Harvard Endowment Reports 23 Percent Gain For FY

The Harvard Management Company, which oversees the endowment of Harvard University, reported Aug. 21 that the endowment had posted a 23 percent gain for the fiscal year ended June 30.

That brought the value of the nation’s largest university endowment to $34.9 billion. The endowment is overseen by Mohamed A. El-Erian, who formerly ran Pimco’s emerging market bond fund.

Together with other assets and related accounts, the total value at the end of June rose to $41 billion, from $33.5 billion a year ago. Its 23 percent total gain exceeded the Standard & Poor’s 500-stock index, which was up 20.6 percent for the same period.

The results reported Tuesday came before problems with mortgage-related securities began to unsettle the markets in July and led to several hedge funds reporting substantial losses. In late July, one such fund, Sowood Capital Management, was forced to sell its portfolio and return $1.5 billion to investors. Harvard had invested $500 million with Sowood when it was started in 2004 by former Harvard managers.

Mr. El-Erian said in his letter yesterday that it appeared Sowood losses would account for a 1 percent decline in the fund, but that as a result of other investments that offset the loss, the endowment gained 0.4 percent in July. The Sowood loss is roughly $350 million.

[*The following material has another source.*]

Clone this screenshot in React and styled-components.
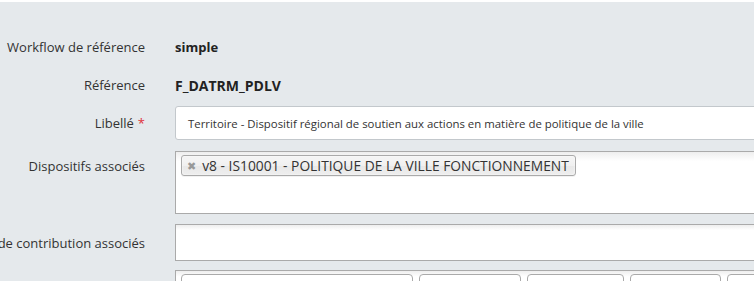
import React from "react";
import styled, { createGlobalStyle } from "styled-components";

const GlobalStyle = createGlobalStyle`
  html, body {
    margin: 0;
    padding: 0;
    overflow: hidden;
    background: #e5e9ec;
  }
  body {
    font-family: "Open Sans", "DejaVu Sans", sans-serif;
    color: #333;
  }
`;

const Page = styled.div`
  border-top: 2px solid #ffffff;
  padding-top: 28px;
  width: 900px;
`;

const Row = styled.div`
  display: grid;
  grid-template-columns: 145px 620px;
  column-gap: 30px;
  align-items: ${(p) => (p.top ? "start" : "center")};
  min-height: ${(p) => p.h || 34}px;
  margin-bottom: ${(p) => p.gap || 4}px;
`;

const Label = styled.div`
  display: flex;
  justify-content: flex-end;
  white-space: nowrap;
  font-size: 13px;
  color: #333;
  padding-top: ${(p) => p.pt || 0}px;
`;

const Required = styled.span`
  color: #e0303a;
  margin-left: 4px;
`;

const Value = styled.div`
  font-weight: 700;
  font-size: ${(p) => p.size || 13}px;
  color: #222;
`;

const TextInput = styled.div`
  box-sizing: border-box;
  height: 34px;
  background: #fff;
  border: 1px solid #c3c8cc;
  border-radius: 3px;
  padding: 0 12px;
  display: flex;
  align-items: center;
  font-size: 11.4px;
  color: #333;
  white-space: nowrap;
`;

const Multi = styled.div`
  box-sizing: border-box;
  height: ${(p) => p.h}px;
  background: #fff linear-gradient(to bottom, #eeeeee 0%, #ffffff 15%);
  border: 1px solid #aaa;
  padding: 3px 5px;
  display: flex;
  align-items: flex-start;
  gap: 6px;
`;

const Tag = styled.div`
  display: flex;
  align-items: center;
  box-sizing: border-box;
  height: 21px;
  padding: 0 6px 0 5px;
  border: 1px solid #aaa;
  border-radius: 3px;
  background: linear-gradient(to bottom, #f4f4f4 20%, #f0f0f0 50%, #e8e8e8 52%, #eeeeee 100%);
  box-shadow: 0 0 2px #fff inset, 0 1px 0 rgba(0, 0, 0, 0.05);
  font-size: 13.8px;
  color: #333;
  white-space: nowrap;
`;

const Close = styled.span`
  font-size: 11px;
  font-weight: 700;
  color: #999;
  margin-right: 6px;
`;

const Chip = styled.div`
  box-sizing: border-box;
  flex: none;
  width: ${(p) => p.w}px;
  height: 24px;
  border: 1px solid #aaa;
  border-radius: 4px;
  background: #fff;
  font-size: 13px;
  padding-top: 3px;
  text-align: center;
  color: #2a6ebb;
  white-space: nowrap;
  overflow: hidden;
`;

const Star = styled.span`
  color: #e0303a;
`;

export default function App() {
  return (
    <>
      <GlobalStyle />
      <Page>
        <Row>
          <Label>Workflow de référence</Label>
          <Value>simple</Value>
        </Row>
        <Row>
          <Label>Référence</Label>
          <Value size={14}>F_DATRM_PDLV</Value>
        </Row>
        <Row gap={11}>
          <Label>
            <span>Libellé</span>
            <Required>*</Required>
          </Label>
          <TextInput>
            Territoire - Dispositif régional de soutien aux actions en matière de politique de la ville
          </TextInput>
        </Row>
        <Row top h={63} gap={10}>
          <Label pt={6}>Dispositifs associés</Label>
          <Multi h={63}>
            <Tag>
              <Close>✖</Close>v8 - IS10001 - POLITIQUE DE LA VILLE FONCTIONNEMENT
            </Tag>
          </Multi>
        </Row>
        <Row h={37} gap={9}>
          <Label>
            <span>Modèles de contribution associés</span>
          </Label>
          <Multi h={37} />
        </Row>
        <Row top h={40}>
          <Label />
          <Multi h={40}>
            <Chip w={232}>
              Politique de la ville <Star>*</Star>
            </Chip>
            <Chip w={102}>Territoire</Chip>
            <Chip w={97}>Quartier</Chip>
            <Chip w={91}>Contrat</Chip>
            <Chip w={95}>Action</Chip>
          </Multi>
        </Row>
      </Page>
    </>
  );
}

Harvard’s performance is being closely watched not only by other endowments, but by money managers in general. For years under Jack R. Meyer, Harvard turned in strong performances, eclipsed only by Yale, under David Swensen. But Mr. Meyer left Harvard in 2005, and this is considered the first year that Mr. El-Erian is beginning to make his mark on the endowment.

Several specialists involved in the endowment world said that although Harvard’s figures were very good, they were perhaps not as stellar as what Yale is expected to report next month. Though few universities have reported, last week the University of Virginia said its endowment had returned 25.2 percent. That endowment has a value of $4.3 billion.

Like Yale, Harvard invests in a range of assets that include equities, real estate, commodities, private equity and hedge funds. It is an investment approach that is increasingly imitated by other endowments as well as wealthy individuals.

Still, “people want to turn this into the academic equivalent of a football game,” as one university investment officer put it. “But if you do well year after year, and avoid disasters, then the math is such that it will provide excellent results over the long term because of compounding.”

In an interview, Mr. El-Erian said that the biggest contributor to profit was the emerging markets investment, which last year accounted for 8 percent of the endowment, but rose 44 percent in value.

In the past Harvard has disclosed the gains of every asset group, but it is a sign of the growing competition in the market that it no longer gives those numbers.

A money manager close to Harvard noted that some people were concerned that Mr. El-Erian had not seen the Sowood loss coming because Sowood had a big stake in bonds and Mr. El-Erian’s expertise is in bond trading.

Asked about Sowood, Mr. El-Erian said that funds often require a multiyear lock-up. Though he declined to be specific, that raised the question of whether Harvard could have withdrawn its money before the Sowood loss, even if it wanted to.

He and others also said that Harvard had a successful investment in Denham, a commodities fund started by a former Sowood trader.

Though slightly less than half of Harvard’s assets are managed internally and the rest are run by outside managers, Mr. El-Erian has taken some money away from existing funds, including Highfields, a hedge fund run by a former Harvard trader, Jon Jacobson.

At least $2 billion is already being allocated to new managers.

Mr. El-Erian wrote that one of his goals was to emphasize risk management at a time when markets and investment strategies seem so interdependent that diversity might not always provide protection in a downturn.

Mr. El-Erian wrote that one of his goals was to emphasize risk management at a time when markets and investment strategies seem so interdependent that diversity might not always provide protection in a downturn.

For example, Mr. El-Erian said of Harvard’s current strategy, “When we entered the new fiscal year, we had hedges against the credit markets and the equity market. When the market sold off, we made money on the hedges. That helped offset the decline in the S.& P. and Sowood. That emphasis applies not so much to trading as to managing risk.”